Problem description
Find every line in the records below that holds the word "React", and copy each one.

Records for the task
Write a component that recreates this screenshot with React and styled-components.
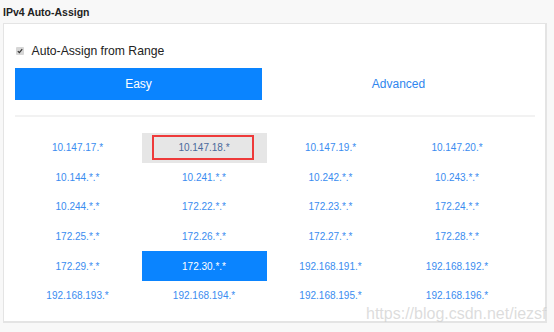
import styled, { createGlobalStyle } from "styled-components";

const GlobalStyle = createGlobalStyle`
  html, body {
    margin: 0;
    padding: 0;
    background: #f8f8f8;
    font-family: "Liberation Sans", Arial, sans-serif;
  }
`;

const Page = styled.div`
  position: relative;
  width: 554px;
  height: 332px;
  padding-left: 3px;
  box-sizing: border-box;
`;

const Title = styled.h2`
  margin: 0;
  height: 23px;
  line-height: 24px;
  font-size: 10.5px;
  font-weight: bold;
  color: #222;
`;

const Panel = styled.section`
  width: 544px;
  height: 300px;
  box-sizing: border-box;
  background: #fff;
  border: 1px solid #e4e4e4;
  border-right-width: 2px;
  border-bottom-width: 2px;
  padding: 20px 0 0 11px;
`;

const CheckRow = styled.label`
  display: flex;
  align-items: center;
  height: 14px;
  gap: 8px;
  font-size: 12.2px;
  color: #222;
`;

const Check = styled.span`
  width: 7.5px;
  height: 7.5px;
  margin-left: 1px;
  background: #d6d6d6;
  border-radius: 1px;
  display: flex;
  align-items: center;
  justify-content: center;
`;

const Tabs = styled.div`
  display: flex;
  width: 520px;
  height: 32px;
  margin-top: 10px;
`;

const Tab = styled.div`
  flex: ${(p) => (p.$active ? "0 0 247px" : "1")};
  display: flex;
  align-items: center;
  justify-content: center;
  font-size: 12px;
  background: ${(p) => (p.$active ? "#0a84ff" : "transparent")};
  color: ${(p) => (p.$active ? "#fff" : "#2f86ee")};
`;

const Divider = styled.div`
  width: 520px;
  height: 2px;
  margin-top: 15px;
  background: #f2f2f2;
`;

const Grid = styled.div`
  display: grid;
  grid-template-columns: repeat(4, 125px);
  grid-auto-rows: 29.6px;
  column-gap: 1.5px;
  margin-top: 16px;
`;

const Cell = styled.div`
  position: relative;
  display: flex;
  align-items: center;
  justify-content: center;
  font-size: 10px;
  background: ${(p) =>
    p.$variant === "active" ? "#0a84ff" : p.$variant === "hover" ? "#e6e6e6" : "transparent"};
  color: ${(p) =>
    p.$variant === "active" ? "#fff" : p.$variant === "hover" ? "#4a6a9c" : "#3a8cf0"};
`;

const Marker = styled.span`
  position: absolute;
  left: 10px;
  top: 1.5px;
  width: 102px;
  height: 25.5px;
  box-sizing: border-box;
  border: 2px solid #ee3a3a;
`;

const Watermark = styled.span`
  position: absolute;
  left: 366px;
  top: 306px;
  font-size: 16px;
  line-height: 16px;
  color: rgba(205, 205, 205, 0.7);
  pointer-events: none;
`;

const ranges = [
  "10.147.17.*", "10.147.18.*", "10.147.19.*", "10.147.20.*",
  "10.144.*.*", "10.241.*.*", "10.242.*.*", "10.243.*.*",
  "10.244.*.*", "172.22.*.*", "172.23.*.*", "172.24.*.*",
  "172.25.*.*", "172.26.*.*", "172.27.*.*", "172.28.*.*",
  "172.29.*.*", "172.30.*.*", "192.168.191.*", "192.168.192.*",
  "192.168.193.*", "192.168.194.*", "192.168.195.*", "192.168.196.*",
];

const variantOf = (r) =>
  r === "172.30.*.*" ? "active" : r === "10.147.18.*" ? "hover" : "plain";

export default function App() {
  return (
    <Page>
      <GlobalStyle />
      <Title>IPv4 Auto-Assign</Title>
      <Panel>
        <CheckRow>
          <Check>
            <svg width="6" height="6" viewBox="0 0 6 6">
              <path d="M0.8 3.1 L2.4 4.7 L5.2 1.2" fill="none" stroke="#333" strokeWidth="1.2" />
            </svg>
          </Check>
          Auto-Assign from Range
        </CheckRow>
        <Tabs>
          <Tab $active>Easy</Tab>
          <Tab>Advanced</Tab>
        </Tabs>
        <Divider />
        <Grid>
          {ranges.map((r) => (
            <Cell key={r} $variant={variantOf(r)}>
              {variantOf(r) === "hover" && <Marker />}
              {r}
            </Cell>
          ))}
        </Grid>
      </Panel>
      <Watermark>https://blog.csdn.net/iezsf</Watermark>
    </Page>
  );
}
* * *
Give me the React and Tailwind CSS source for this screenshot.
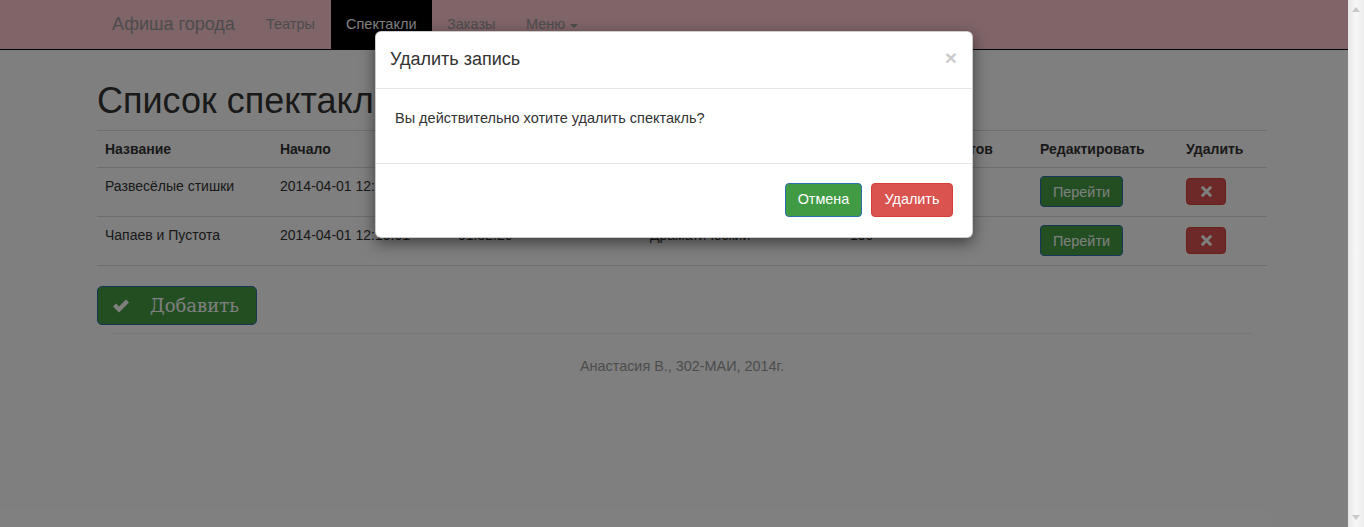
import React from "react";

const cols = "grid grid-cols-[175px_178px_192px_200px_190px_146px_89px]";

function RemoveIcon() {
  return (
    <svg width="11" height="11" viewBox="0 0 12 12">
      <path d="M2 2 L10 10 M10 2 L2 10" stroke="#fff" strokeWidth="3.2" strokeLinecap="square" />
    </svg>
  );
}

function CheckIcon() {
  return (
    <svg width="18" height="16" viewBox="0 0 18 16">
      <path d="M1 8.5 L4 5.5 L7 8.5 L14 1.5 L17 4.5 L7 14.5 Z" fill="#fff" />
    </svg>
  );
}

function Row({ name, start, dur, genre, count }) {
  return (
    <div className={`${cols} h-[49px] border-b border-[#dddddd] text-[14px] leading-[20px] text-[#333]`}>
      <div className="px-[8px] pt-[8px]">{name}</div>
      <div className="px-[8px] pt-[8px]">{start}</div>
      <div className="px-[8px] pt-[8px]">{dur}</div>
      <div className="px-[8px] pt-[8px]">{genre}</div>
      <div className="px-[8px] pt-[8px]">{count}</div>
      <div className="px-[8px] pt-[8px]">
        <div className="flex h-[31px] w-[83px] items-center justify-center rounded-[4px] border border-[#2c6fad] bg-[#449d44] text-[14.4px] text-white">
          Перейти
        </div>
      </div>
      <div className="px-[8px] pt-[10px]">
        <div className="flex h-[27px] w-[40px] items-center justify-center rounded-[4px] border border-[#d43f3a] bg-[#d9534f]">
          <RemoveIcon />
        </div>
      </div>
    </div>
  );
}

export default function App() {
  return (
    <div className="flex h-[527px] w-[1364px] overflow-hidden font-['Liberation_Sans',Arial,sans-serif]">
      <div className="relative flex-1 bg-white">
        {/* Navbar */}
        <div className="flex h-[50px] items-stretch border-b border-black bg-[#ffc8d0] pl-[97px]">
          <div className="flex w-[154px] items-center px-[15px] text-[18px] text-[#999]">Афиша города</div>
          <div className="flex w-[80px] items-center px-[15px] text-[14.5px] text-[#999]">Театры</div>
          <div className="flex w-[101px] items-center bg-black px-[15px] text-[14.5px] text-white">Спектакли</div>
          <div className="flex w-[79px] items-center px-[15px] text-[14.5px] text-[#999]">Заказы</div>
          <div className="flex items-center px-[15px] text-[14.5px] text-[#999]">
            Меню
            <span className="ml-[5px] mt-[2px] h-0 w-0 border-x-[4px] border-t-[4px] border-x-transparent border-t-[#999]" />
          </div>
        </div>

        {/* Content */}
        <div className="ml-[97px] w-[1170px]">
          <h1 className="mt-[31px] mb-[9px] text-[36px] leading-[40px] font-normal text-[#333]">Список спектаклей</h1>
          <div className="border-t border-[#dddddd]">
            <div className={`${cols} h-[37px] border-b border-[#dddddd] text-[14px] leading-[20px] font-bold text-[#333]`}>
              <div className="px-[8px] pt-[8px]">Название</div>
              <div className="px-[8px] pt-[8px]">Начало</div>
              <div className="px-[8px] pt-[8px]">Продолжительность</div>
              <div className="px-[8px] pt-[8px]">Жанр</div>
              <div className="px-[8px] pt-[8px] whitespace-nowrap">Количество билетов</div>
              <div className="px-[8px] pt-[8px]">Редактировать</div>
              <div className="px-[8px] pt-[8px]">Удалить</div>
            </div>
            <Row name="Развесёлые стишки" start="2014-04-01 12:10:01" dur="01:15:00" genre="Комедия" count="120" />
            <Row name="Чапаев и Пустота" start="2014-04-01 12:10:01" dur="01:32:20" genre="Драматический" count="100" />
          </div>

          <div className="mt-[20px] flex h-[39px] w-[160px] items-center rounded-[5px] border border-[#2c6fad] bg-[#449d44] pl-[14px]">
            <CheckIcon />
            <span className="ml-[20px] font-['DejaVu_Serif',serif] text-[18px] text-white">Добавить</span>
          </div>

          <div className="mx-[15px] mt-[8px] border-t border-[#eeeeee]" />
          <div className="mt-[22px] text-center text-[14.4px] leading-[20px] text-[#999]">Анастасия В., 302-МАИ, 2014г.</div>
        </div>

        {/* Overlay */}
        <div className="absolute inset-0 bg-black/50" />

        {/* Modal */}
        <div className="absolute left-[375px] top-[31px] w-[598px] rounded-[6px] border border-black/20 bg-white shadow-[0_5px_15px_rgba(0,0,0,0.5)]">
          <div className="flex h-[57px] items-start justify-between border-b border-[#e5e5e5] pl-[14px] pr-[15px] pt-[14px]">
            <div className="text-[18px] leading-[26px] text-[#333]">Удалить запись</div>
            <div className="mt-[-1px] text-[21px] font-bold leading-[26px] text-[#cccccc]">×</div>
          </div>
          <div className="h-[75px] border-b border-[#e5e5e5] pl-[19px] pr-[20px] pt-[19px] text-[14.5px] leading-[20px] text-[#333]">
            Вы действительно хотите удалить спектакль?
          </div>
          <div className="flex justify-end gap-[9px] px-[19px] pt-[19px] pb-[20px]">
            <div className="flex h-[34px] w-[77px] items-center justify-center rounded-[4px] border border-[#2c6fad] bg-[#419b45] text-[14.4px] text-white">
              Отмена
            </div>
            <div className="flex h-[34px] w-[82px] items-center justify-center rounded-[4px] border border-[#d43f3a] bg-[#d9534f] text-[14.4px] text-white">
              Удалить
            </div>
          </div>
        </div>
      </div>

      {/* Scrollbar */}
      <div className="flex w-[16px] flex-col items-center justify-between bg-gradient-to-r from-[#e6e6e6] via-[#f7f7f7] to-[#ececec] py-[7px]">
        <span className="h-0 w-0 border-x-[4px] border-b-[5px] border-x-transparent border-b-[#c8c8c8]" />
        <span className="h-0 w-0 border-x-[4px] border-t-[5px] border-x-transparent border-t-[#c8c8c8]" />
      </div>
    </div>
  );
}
* * *
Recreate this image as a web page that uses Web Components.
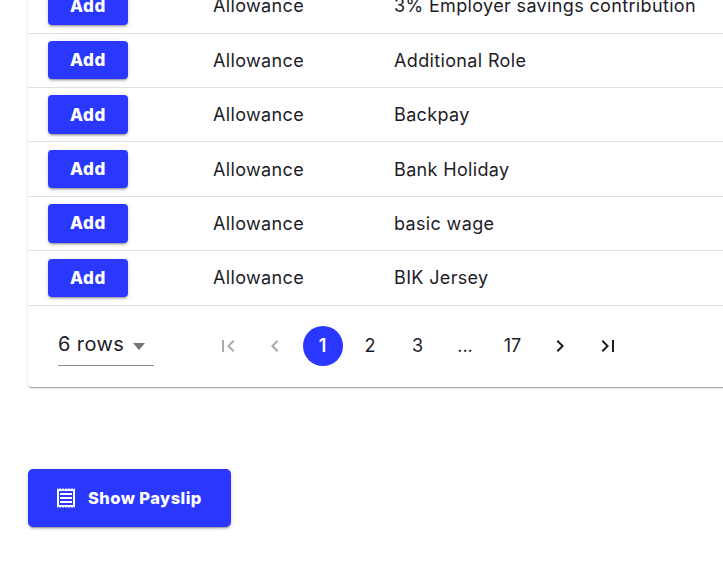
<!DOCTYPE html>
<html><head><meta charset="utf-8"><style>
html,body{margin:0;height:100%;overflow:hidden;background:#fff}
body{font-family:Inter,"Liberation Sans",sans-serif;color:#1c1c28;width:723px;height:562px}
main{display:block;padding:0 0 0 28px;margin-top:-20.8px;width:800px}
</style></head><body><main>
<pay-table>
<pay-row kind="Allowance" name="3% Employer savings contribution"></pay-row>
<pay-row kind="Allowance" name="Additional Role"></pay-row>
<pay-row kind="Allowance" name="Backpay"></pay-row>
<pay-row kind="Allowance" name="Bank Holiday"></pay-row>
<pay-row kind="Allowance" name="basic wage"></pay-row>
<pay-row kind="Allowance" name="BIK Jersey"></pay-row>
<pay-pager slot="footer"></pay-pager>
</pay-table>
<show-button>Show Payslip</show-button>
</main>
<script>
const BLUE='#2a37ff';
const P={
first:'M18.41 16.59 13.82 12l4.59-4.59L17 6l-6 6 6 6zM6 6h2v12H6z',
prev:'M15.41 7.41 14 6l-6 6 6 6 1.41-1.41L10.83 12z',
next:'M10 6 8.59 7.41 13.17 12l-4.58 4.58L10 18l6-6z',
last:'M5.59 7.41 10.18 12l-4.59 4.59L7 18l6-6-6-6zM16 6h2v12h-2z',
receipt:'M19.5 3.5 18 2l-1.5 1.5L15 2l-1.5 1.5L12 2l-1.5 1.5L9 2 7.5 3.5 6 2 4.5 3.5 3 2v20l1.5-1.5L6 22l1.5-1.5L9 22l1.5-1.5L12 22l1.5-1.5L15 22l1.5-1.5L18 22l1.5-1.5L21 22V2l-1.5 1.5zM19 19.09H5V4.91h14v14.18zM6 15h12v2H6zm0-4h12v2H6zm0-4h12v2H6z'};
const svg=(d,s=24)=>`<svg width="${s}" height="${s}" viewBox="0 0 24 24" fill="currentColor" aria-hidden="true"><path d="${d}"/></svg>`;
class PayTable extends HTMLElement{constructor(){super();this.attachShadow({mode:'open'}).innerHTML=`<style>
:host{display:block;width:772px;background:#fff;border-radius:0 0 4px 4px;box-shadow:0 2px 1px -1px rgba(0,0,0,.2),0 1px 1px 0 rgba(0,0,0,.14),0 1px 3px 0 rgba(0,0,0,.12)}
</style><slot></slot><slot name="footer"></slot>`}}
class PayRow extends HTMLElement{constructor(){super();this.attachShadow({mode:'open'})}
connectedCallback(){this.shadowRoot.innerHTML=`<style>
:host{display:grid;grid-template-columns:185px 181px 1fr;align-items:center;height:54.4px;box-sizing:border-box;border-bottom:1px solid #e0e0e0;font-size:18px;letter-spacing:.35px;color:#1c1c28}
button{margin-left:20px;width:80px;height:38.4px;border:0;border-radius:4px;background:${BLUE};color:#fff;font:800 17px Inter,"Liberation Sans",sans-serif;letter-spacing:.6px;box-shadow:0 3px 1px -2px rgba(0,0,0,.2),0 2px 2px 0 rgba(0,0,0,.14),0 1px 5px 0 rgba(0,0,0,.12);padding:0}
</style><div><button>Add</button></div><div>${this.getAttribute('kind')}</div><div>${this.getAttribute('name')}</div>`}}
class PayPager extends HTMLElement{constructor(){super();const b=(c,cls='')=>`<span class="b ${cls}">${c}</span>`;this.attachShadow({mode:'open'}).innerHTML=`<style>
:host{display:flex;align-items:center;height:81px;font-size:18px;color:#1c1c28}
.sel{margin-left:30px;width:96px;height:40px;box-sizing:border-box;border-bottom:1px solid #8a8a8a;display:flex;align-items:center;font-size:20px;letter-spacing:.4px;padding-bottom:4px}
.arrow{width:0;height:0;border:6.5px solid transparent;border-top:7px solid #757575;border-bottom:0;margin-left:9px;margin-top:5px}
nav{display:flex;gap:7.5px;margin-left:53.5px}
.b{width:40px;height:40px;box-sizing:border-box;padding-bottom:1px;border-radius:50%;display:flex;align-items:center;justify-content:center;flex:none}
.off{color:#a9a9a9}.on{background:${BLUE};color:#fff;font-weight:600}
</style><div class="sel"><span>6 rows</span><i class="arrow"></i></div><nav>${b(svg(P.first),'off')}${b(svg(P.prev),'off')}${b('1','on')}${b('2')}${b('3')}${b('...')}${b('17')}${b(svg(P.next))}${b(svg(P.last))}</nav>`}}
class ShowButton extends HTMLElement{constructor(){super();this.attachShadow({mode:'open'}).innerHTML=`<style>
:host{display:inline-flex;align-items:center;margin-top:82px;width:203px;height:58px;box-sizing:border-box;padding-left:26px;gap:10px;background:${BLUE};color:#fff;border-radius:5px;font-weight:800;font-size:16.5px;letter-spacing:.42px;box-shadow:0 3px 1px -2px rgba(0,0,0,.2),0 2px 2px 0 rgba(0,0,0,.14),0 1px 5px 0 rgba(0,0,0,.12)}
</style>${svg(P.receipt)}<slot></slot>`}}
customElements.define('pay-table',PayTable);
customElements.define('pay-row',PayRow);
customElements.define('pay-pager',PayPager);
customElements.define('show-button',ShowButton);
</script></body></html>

Completed exercise
Write a component that recreates this screenshot with React and styled-components.
Give me the React and Tailwind CSS source for this screenshot.
import React from "react";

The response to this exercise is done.